## PROBLEM REQUIREMENTS
Filter the entries that follow, copying every line in which the word "with" appears.

## SUPPLIED DATA

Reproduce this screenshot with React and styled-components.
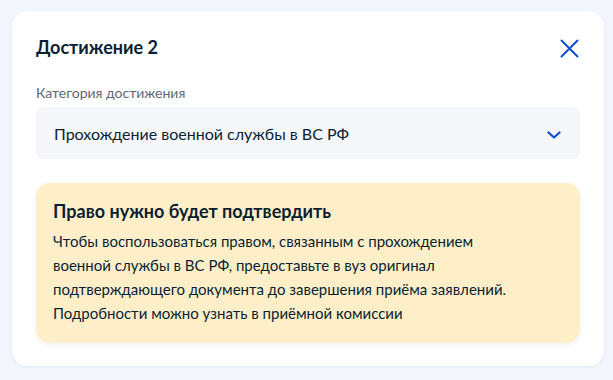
import React from "react";
import styled, { createGlobalStyle } from "styled-components";

const Global = createGlobalStyle`
  html, body { margin: 0; padding: 0; background: #f3f6fc; }
  body { font-family: Lato, "Noto Sans", sans-serif; color: #0b1f33; }
  * { box-sizing: border-box; }
`;

const Page = styled.div`
  padding: 11px 9px 14px 12px;
  width: 613px;
  min-height: 380px;
`;

const Card = styled.section`
  background: #ffffff;
  border-radius: 16px;
  box-shadow: 0 1px 4px rgba(11, 31, 51, 0.06);
  padding: 23px 24px 23px 24px;
  width: 592px;
  display: flex;
  flex-direction: column;
`;

const Header = styled.div`
  display: flex;
  align-items: center;
  justify-content: space-between;
  height: 26px;
`;

const Title = styled.h2`
  margin: 0;
  font-size: 18px;
  font-weight: 700;
  line-height: 26px;
  color: #0b1f33;
`;

const CloseButton = styled.button`
  border: 0;
  background: none;
  padding: 0;
  width: 24px;
  height: 24px;
  margin-right: -1px;
  margin-top: 2px;
  display: flex;
  align-items: center;
  justify-content: center;
  cursor: pointer;
`;

const Label = styled.div`
  margin-top: 23px;
  font-size: 14px;
  line-height: 20px;
  color: #5d6873;
`;

const Select = styled.div`
  margin-top: 4px;
  height: 52px;
  background: #f5f7fa;
  border-radius: 6px;
  display: flex;
  align-items: center;
  justify-content: space-between;
  padding: 0 19px 0 18px;
  font-size: 16px;
  color: #0b1f33;
`;

const Chevron = styled.svg`
  margin-top: 4px;
`;

const Alert = styled.div`
  margin-top: 24px;
  background: #feefc9;
  border-radius: 14px;
  box-shadow: 0 2px 6px rgba(11, 31, 51, 0.06);
  padding: 16px 18px 18px 17px;
`;

const AlertTitle = styled.div`
  font-size: 18px;
  font-weight: 700;
  line-height: 24px;
  color: #0b1f33;
`;

const AlertText = styled.p`
  margin: 6px 0 0;
  font-size: 15px;
  line-height: 24px;
  color: #0b1f33;
`;

export default function App() {
  return (
    <>
      <Global />
      <Page>
        <Card>
          <Header>
            <Title>Достижение 2</Title>
            <CloseButton aria-label="Закрыть">
              <svg width="19" height="19" viewBox="0 0 19 19" fill="none">
                <path d="M1.5 1.5L17.5 17.5M17.5 1.5L1.5 17.5" stroke="#0d4cd3" strokeWidth="2" strokeLinecap="round" />
              </svg>
            </CloseButton>
          </Header>
          <Label>Категория достижения</Label>
          <Select>
            <span>Прохождение военной службы в ВС РФ</span>
            <Chevron width="14" height="8" viewBox="0 0 14 8" fill="none">
              <path d="M1.5 1.5L7 6.5L12.5 1.5" stroke="#0d4cd3" strokeWidth="2.2" strokeLinecap="round" strokeLinejoin="round" />
            </Chevron>
          </Select>
          <Alert>
            <AlertTitle>Право нужно будет подтвердить</AlertTitle>
            <AlertText>
              Чтобы воспользоваться правом, связанным с прохождением
              <br />
              военной службы в ВС РФ, предоставьте в вуз оригинал
              <br />
              подтверждающего документа до завершения приёма заявлений.
              <br />
              Подробности можно узнать в приёмной комиссии
            </AlertText>
          </Alert>
        </Card>
      </Page>
    </>
  );
}
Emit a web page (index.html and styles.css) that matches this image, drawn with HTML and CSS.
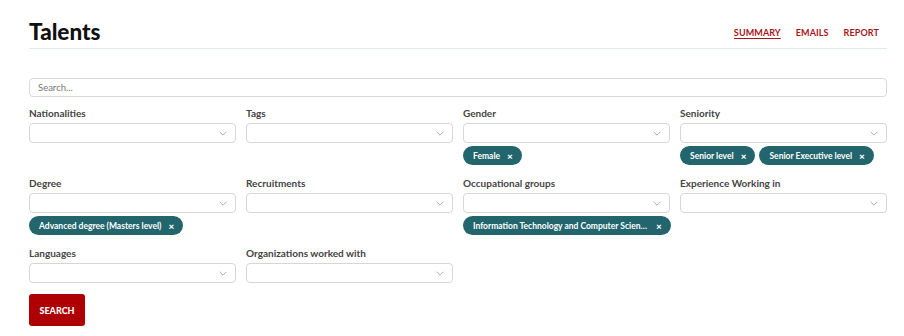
FILE: index.html
```html
<!doctype html>
<html lang="en">
  <head>
    <meta charset="UTF-8" />
    <meta name="viewport" content="width=device-width, initial-scale=1.0" />
    <title>Talents</title>
    <link rel="stylesheet" href="styles.css">
  </head>
  <body>
    <div class="page">
      <div class="header">
        <h1>Talents</h1>
        <nav class="nav">
          <a href="#" class="active">Summary</a>
          <a href="#">Emails</a>
          <a href="#">Report</a>
        </nav>
      </div>

      <input class="search-input" type="text" placeholder="Search..." />

      <div class="filters">
        <div class="field">
          <label>Nationalities</label>
          <div class="select"><svg class="chevron" viewBox="0 0 10 6"><path d="M1 1 L5 5 L9 1" /></svg></div>
        </div>
        <div class="field">
          <label>Tags</label>
          <div class="select"><svg class="chevron" viewBox="0 0 10 6"><path d="M1 1 L5 5 L9 1" /></svg></div>
        </div>
        <div class="field">
          <label>Gender</label>
          <div class="select"><svg class="chevron" viewBox="0 0 10 6"><path d="M1 1 L5 5 L9 1" /></svg></div>
          <div class="chips">
            <span class="chip">Female <b>×</b></span>
          </div>
        </div>
        <div class="field">
          <label>Seniority</label>
          <div class="select"><svg class="chevron" viewBox="0 0 10 6"><path d="M1 1 L5 5 L9 1" /></svg></div>
          <div class="chips">
            <span class="chip">Senior level <b>×</b></span>
            <span class="chip">Senior Executive level <b>×</b></span>
          </div>
        </div>

        <div class="field">
          <label>Degree</label>
          <div class="select"><svg class="chevron" viewBox="0 0 10 6"><path d="M1 1 L5 5 L9 1" /></svg></div>
          <div class="chips">
            <span class="chip">Advanced degree (Masters level) <b>×</b></span>
          </div>
        </div>
        <div class="field">
          <label>Recruitments</label>
          <div class="select"><svg class="chevron" viewBox="0 0 10 6"><path d="M1 1 L5 5 L9 1" /></svg></div>
        </div>
        <div class="field">
          <label>Occupational groups</label>
          <div class="select"><svg class="chevron" viewBox="0 0 10 6"><path d="M1 1 L5 5 L9 1" /></svg></div>
          <div class="chips">
            <span class="chip"><span class="chip-text">Information Technology and Computer Science</span> <b>×</b></span>
          </div>
        </div>
        <div class="field">
          <label>Experience Working in</label>
          <div class="select"><svg class="chevron" viewBox="0 0 10 6"><path d="M1 1 L5 5 L9 1" /></svg></div>
        </div>

        <div class="field">
          <label>Languages</label>
          <div class="select"><svg class="chevron" viewBox="0 0 10 6"><path d="M1 1 L5 5 L9 1" /></svg></div>
        </div>
        <div class="field">
          <label>Organizations worked with</label>
          <div class="select"><svg class="chevron" viewBox="0 0 10 6"><path d="M1 1 L5 5 L9 1" /></svg></div>
        </div>
      </div>

      <button class="search-btn">Search</button>
    </div>
  </body>
</html>
```

FILE: styles.css
```css
body {
  margin: 0;
  font-family: Lato, 'Open Sans', sans-serif;
  background: white;
  color: #333;
}

.page {
  width: 858px;
  margin-left: 29px;
  padding-top: 20px;
}

.header {
  display: flex;
  align-items: center;
  justify-content: space-between;
  border-bottom: 1px solid #deeef0;
  padding-bottom: 4px;
}

.header h1 {
  margin: 0;
  font-size: 22.5px;
  font-weight: 900;
  color: #111;
  line-height: 24px;
}

.nav {
  display: flex;
  gap: 15px;
  padding-right: 8px;
}

.nav a {
  color: #a8161b;
  font-size: 9px;
  font-weight: 700;
  text-transform: uppercase;
  text-decoration: none;
  letter-spacing: 0.1px;
}

.nav a.active {
  text-decoration: underline;
  text-underline-offset: 2px;
}

.search-input {
  display: block;
  box-sizing: border-box;
  width: 100%;
  height: 19px;
  margin-top: 29px;
  padding: 0 8px;
  border: 1px solid #d9d9d9;
  border-radius: 4px;
  font-family: inherit;
  font-size: 9.5px;
  color: #555;
}

.search-input::placeholder {
  color: #777;
}

.filters {
  display: grid;
  grid-template-columns: repeat(4, 207px);
  column-gap: 10px;
  row-gap: 11px;
  margin-top: 9px;
  align-items: start;
}

.field label {
  display: block;
  font-size: 10px;
  font-weight: 700;
  color: #444;
  line-height: 14px;
  margin-bottom: 3px;
}

.select {
  position: relative;
  box-sizing: border-box;
  height: 20px;
  border: 1px solid #d6d6d6;
  border-radius: 4px;
}

.chevron {
  position: absolute;
  right: 7px;
  top: 7px;
  width: 10px;
  height: 5px;
  fill: none;
  stroke: #9a9a9a;
  stroke-width: 1;
}

.chips {
  display: flex;
  flex-wrap: wrap;
  gap: 4px;
  margin-top: 3px;
}

.chip {
  display: inline-flex;
  align-items: center;
  height: 19px;
  padding: 0 9px 0 10px;
  border-radius: 10px;
  background: #22656c;
  color: white;
  font-size: 8.5px;
  font-weight: 700;
  white-space: nowrap;
}

.chip b {
  margin-left: 7px;
  font-size: 10px;
}

.chip-text {
  display: inline-block;
  max-width: 176px;
  overflow: hidden;
  text-overflow: ellipsis;
}

.search-btn {
  display: block;
  margin-top: 11px;
  width: 56px;
  height: 32px;
  border: none;
  border-radius: 3px;
  background: #ae0000;
  color: white;
  font-family: inherit;
  font-size: 9px;
  font-weight: 900;
  text-transform: uppercase;
}
```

## SOLUTION
Reproduce this screenshot with React and styled-components.
Emit a web page (index.html and styles.css) that matches this image, drawn with HTML and CSS.
          <label>Organizations worked with</label>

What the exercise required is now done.